Les partisans du système électif se figurent-ils qu’on trouvera, dans de semblables conditions, beaucoup de candidats aux fonctions judiciaires ? J’entends parler de candidats sérieux, c’est-à-dire honnêtes et connaissant les lois. Quelle perspective pour un homme probe, instruit, capable de se frayer un chemin dans le monde, ayant à la fois le sentiment de sa valeur et le souci de sa dignité ! Quelques années de subordination quotidienne et de pénible dépendance ; au terme du mandat, le juge obligé de comparaître devant ses justiciables et ses électeurs, de leur rendre ses comptes et de leur tendre piteusement la main s’il veut être réélu, maudit et méprisé des honnêtes gens s’il a montré de la complaisance, repoussé par les « politiciens » et par les meneurs s’il en a manqué. Croit-on qu’un avocat, je ne dis pas des premiers, ni même de ceux qui brillent au second rang, mais des plus humbles, pourvu qu’il ait quelques dossiers dans son cabinet et quelques cliens dans son antichambre, se résigne à jouer un pareil rôle ? Ces dossiers et ces cliens, il les gardera s’il reste avocat ; juge, après quelques années de judicature, il les aura perdus[1], et, s’il n’est pas réélu, peut-être ne saura-t-il plus comment vivre et faire vivre les siens.
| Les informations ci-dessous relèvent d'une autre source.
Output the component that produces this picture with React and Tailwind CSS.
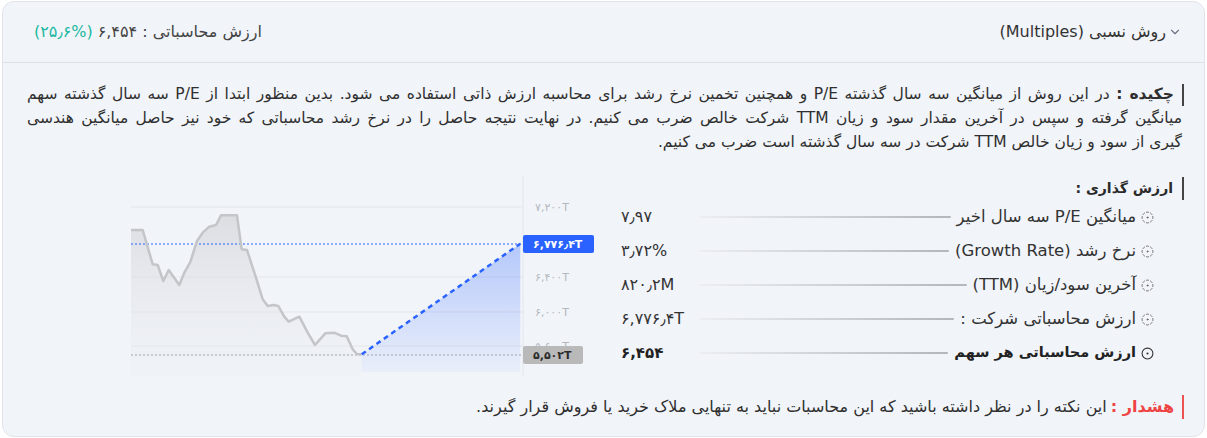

Il n’est pas jusqu’au jeune licencié, nouveau venu des universités, qui, à l’âge des longs espoirs et des vastes pensées, ne soit prêt à dédaigner ce vasselage éphémère et ne doive chercher, même au prix des plus rudes efforts, à se faire une place un peu moins précaire dans la société française. On n’aura donc, pour administrer la justice, sauf quelques exceptions, que le rebut du barreau ; ceux-là brigueront les fonctions judiciaires qui ne pourront pas trouver un autre emploi de leurs facultés : la magistrature, quand elle ne sera pas le marchepied des intrigans, sera l’asile des ignorans et des incapables. Imagine-t-on un Paillet, un Bethmont, un Berryer, un Dufaure, plaidant devant de pareils tribunaux ! Quel contraste et quel spectacle ! D’un côté, les maîtres de l’éloquence française, les plus grands jurisconsultes, entourés de l’estime et de l’admiration publiques, ne relevant que d’eux-mêmes, ne devant leur renommée comme leur fortune qu’à la persévérance de leur travail et à l’irrésistible ascendant de leur parole ; de l’autre, les plus obscurs, les plus

  1. C’est ce qu’a très bien expliqué M. Bovier-Lapierre dans la séance du 8 juin 1882.